BREAKING: Survivors Will Return To Albuquerque!

 

by C.J. Williams, Social Media Director 

 

Albuquerque knows AND cares!  

The Pain Capable Unborn Child Protection Ordinance  is on the November 19 ballotand Survivors is returning to Albuquerque to support the local awareness effort, and keep the children of our nation directly in front of the public eye!

Because abortion does not survive the limelight.

“Landslide for life?”  I wrote at the end of Survivors explosively successful public awareness campaign in Albuquerque, August 2-10.  Yes, and it’s just the beginning.

Little did I know it would be the beginning of a local and tenacious defense of human life, and the beginning of this whole new campaign by Survivors.

In August, we put the heinous late-term killings by Dr. Curtis Boyd and Shelly Sella in sharp relief.  We exposed Dr. Leeman’s (link to video) two-faced birthing center direction with abortion-on-the-side in a neighborhood picket which hit national news.  We showed the city the bloody, inconceivable butchery of its, and the nation’s, children hidden behind clean clinic doors.
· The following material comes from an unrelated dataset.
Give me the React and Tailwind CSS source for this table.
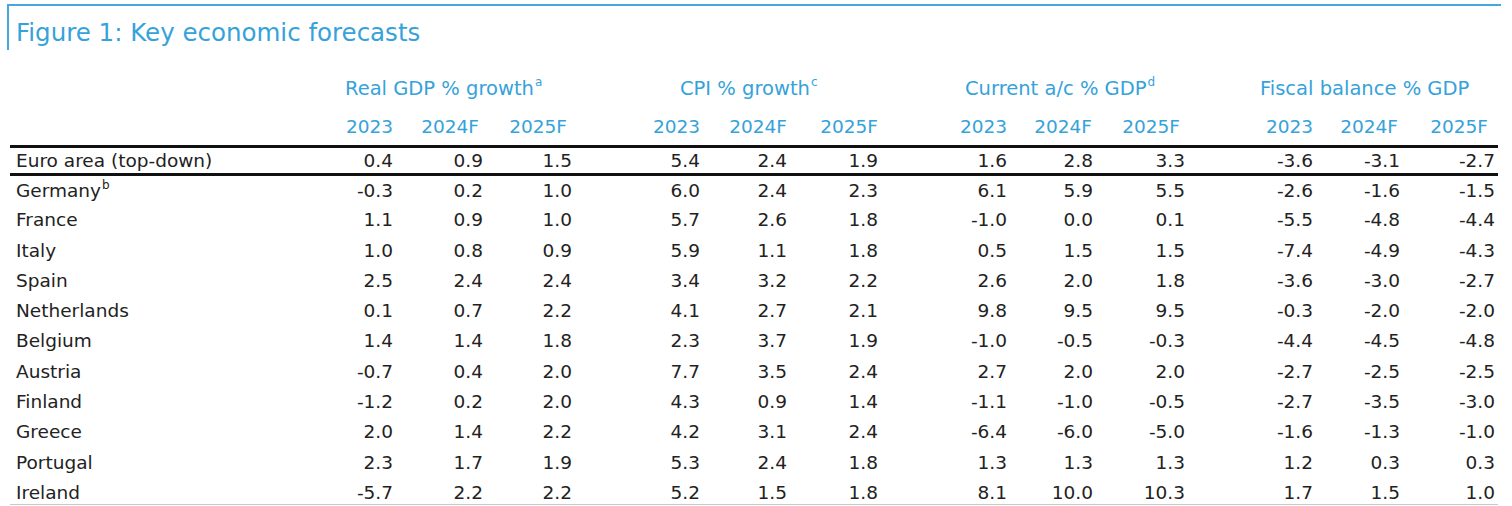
import React from 'react';

const COLS = [
  'w-[88px]', 'w-[90px]', 'w-[89px]',
  'w-[128px]', 'w-[87px]', 'w-[91px]',
  'w-[129px]', 'w-[86px]', 'w-[92px]',
  'w-[128px]', 'w-[87px]', 'w-[95px]',
];

// header years sit a few px left of the figures in some columns
const HEAD_PAD = [
  'pr-0', 'pr-[4px]', 'pr-[5px]',
  'pr-0', 'pr-0', 'pr-0',
  'pr-0', 'pr-[1px]', 'pr-[5px]',
  'pr-0', 'pr-[2px]', 'pr-[7px]',
];

const YEARS = ['2023', '2024F', '2025F'];

const GROUPS = [
  { label: 'Real GDP % growth', sup: 'a', w: 'w-[267px]', pl: 'pl-[40px]' },
  { label: 'CPI % growth', sup: 'c', w: 'w-[306px]', pl: 'pl-[108px]' },
  { label: 'Current a/c % GDP', sup: 'd', w: 'w-[307px]', pl: 'pl-[87px]' },
  { label: 'Fiscal balance % GDP', sup: null, w: 'w-[310px]', pl: 'pl-[75px]' },
];

const ROWS = [
  ['Germany', 'b', ['-0.3', '0.2', '1.0', '6.0', '2.4', '2.3', '6.1', '5.9', '5.5', '-2.6', '-1.6', '-1.5']],
  ['France', null, ['1.1', '0.9', '1.0', '5.7', '2.6', '1.8', '-1.0', '0.0', '0.1', '-5.5', '-4.8', '-4.4']],
  ['Italy', null, ['1.0', '0.8', '0.9', '5.9', '1.1', '1.8', '0.5', '1.5', '1.5', '-7.4', '-4.9', '-4.3']],
  ['Spain', null, ['2.5', '2.4', '2.4', '3.4', '3.2', '2.2', '2.6', '2.0', '1.8', '-3.6', '-3.0', '-2.7']],
  ['Netherlands', null, ['0.1', '0.7', '2.2', '4.1', '2.7', '2.1', '9.8', '9.5', '9.5', '-0.3', '-2.0', '-2.0']],
  ['Belgium', null, ['1.4', '1.4', '1.8', '2.3', '3.7', '1.9', '-1.0', '-0.5', '-0.3', '-4.4', '-4.5', '-4.8']],
  ['Austria', null, ['-0.7', '0.4', '2.0', '7.7', '3.5', '2.4', '2.7', '2.0', '2.0', '-2.7', '-2.5', '-2.5']],
  ['Finland', null, ['-1.2', '0.2', '2.0', '4.3', '0.9', '1.4', '-1.1', '-1.0', '-0.5', '-2.7', '-3.5', '-3.0']],
  ['Greece', null, ['2.0', '1.4', '2.2', '4.2', '3.1', '2.4', '-6.4', '-6.0', '-5.0', '-1.6', '-1.3', '-1.0']],
  ['Portugal', null, ['2.3', '1.7', '1.9', '5.3', '2.4', '1.8', '1.3', '1.3', '1.3', '1.2', '0.3', '0.3']],
  ['Ireland', null, ['-5.7', '2.2', '2.2', '5.2', '1.5', '1.8', '8.1', '10.0', '10.3', '1.7', '1.5', '1.0']],
];

const EURO = ['0.4', '0.9', '1.5', '5.4', '2.4', '1.9', '1.6', '2.8', '3.3', '-3.6', '-3.1', '-2.7'];

function Cells({ values }) {
  return values.map((v, i) => (
    <div key={i} className={`${COLS[i]} shrink-0 text-right`}>
      {v}
    </div>
  ));
}

function Label({ name, sup }) {
  return (
    <div className="w-[295px] shrink-0 pl-[6px] whitespace-nowrap">
      {name}
      {sup && <sup className="text-[12px] -top-[8px] ml-[1px]">{sup}</sup>}
    </div>
  );
}

export default function App() {
  return (
    <div className="w-[1512px] h-[506px] overflow-hidden bg-white font-['DejaVu_Sans',sans-serif] text-[#222]">
      <div className="ml-[7px] mt-[4px] h-[46px] w-[1494px] border-l-2 border-t-2 border-[#45a7dc] pl-[7px] pt-[13px]">
        <h1 className="text-[24.5px] leading-[28px] text-[#36a2da]">
          Figure 1: Key economic forecasts
        </h1>
      </div>

      <div className="ml-[10px] mt-[24px] w-[1488px]">
        <div className="flex h-[30px] items-center text-[19.5px] text-[#36a2da]">
          <div className="w-[295px] shrink-0" />
          {GROUPS.map((g) => (
            <div key={g.label} className={`${g.w} ${g.pl} shrink-0 whitespace-nowrap`}>
              {g.label}
              {g.sup && <sup className="text-[12px] -top-[9px] ml-[1px]">{g.sup}</sup>}
            </div>
          ))}
        </div>

        <div className="mt-[5px] flex h-[39px] items-center border-b-[3px] border-[#111] text-[18.5px] text-[#36a2da]">
          <div className="w-[295px] shrink-0" />
          {COLS.map((c, i) => (
            <div key={i} className={`${c} ${HEAD_PAD[i]} shrink-0 text-right`}>
              {YEARS[i % 3]}
            </div>
          ))}
        </div>

        <div className="text-[18.5px]">
          <div className="flex h-[28px] items-center border-b-[3px] border-[#111]">
            <Label name="Euro area (top-down)" />
            <Cells values={EURO} />
          </div>
          {ROWS.map(([name, sup, values], idx) => {
            const first = idx === 0;
            const last = idx === ROWS.length - 1;
            return (
              <div
                key={name}
                className={
                  first
                    ? 'flex h-[29px] items-center'
                    : last
                    ? 'flex h-[27px] items-center border-b border-[#c9c9c9] pt-[4px]'
                    : 'flex h-[30.3px] items-center'
                }
              >
                <Label name={name} sup={sup} />
                <Cells values={values} />
              </div>
            );
          })}
        </div>
      </div>
    </div>
  );
}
“Will you go back?” asked the New York Times in a phone interview of our Outreach Director, Kristina Garza.

Kristina later reported to me that her answer had been, “Yes!  Of course – if we were asked.”

This week on Outreach, she received a telephone call from a man we met in Albuquerque.  He had been there on business, and encountered a display of Survivors activism on Lomas Ave., where Survivors’ youth and locals held shoulder-high signs depicting preborn abortion victims.

“Two days after I got back,” he told Kristina, “A young neighbor actually knocked on my door, and asked to borrow money -- for an abortion.  My mind flashed right back to those signs, to you guys, and I said, “God no.  Are you kidding?”  I really gave him a piece of my mind too.

“But you know what?  He must have listened.  Because he told his mom his girlfriend was pregnant, and he came back to apologize to me for asking for the money!  He said, he realized what it was -- and he wouldn’t be asking his girlfriend to kill their child.”

The man, we’ll call him P., ended the call thanking Kristina profusely, and Survivors. “Please,” he said, “Go back if you can.”

God had us there at exactly the moment that our witness could prepare him to defend his neighbor’s child, and the girl, from the horror of abortion.

Not only that, our public awareness campaign in New Mexico had reached Monterey Bay, CA, and saved a life.  Our witness in Albuquerque had exposed abortion and made an impact nationwide.

The pro-life community in Albuquerque has not stopped witnessing to the value of human life since we left.  But they are still embattled by the deception, and the cover-ups, of the abortion distortion -- of a nation that has accepted legalized child-killing for over 40 years.  And they still have an election to win for the preborn, and for their mothers, deceived and maimed by the like of Curtis Boyd.

So are the Survivors going back?

"If you did something today to shorten the abortion Holocaust for one day,” said Troy Newman of Operation Rescue, while we were in Albuquerque , “3,300 babies will be saved."

Don’t even ask!  The enthusiasm of our young people in August, and the excitement of our team, made Kristina text me that she thought she’d have to put the whole group on a leash, but she didn’t even think a chain would stop them from defending the preborn by the end of the 10 days.

It’s the same now.  We’re going back.  The November vote will be here in a blink, and this is an opportunity to expose abortion from conception to birth, and keep Albuquerque in the national eye.

Here we go! -- and “not even a chain” can hold us back!  Our momentum for justice has only picked up speed since August, and we're taking it to the finish line. Albuquerque's tenacious attempt to defend its preborn and its women has garnered a continuous buzz in the press.  Local is where the battle for life begins, and succeeds -- because it is where you make pro-life action a matter of public awareness and change.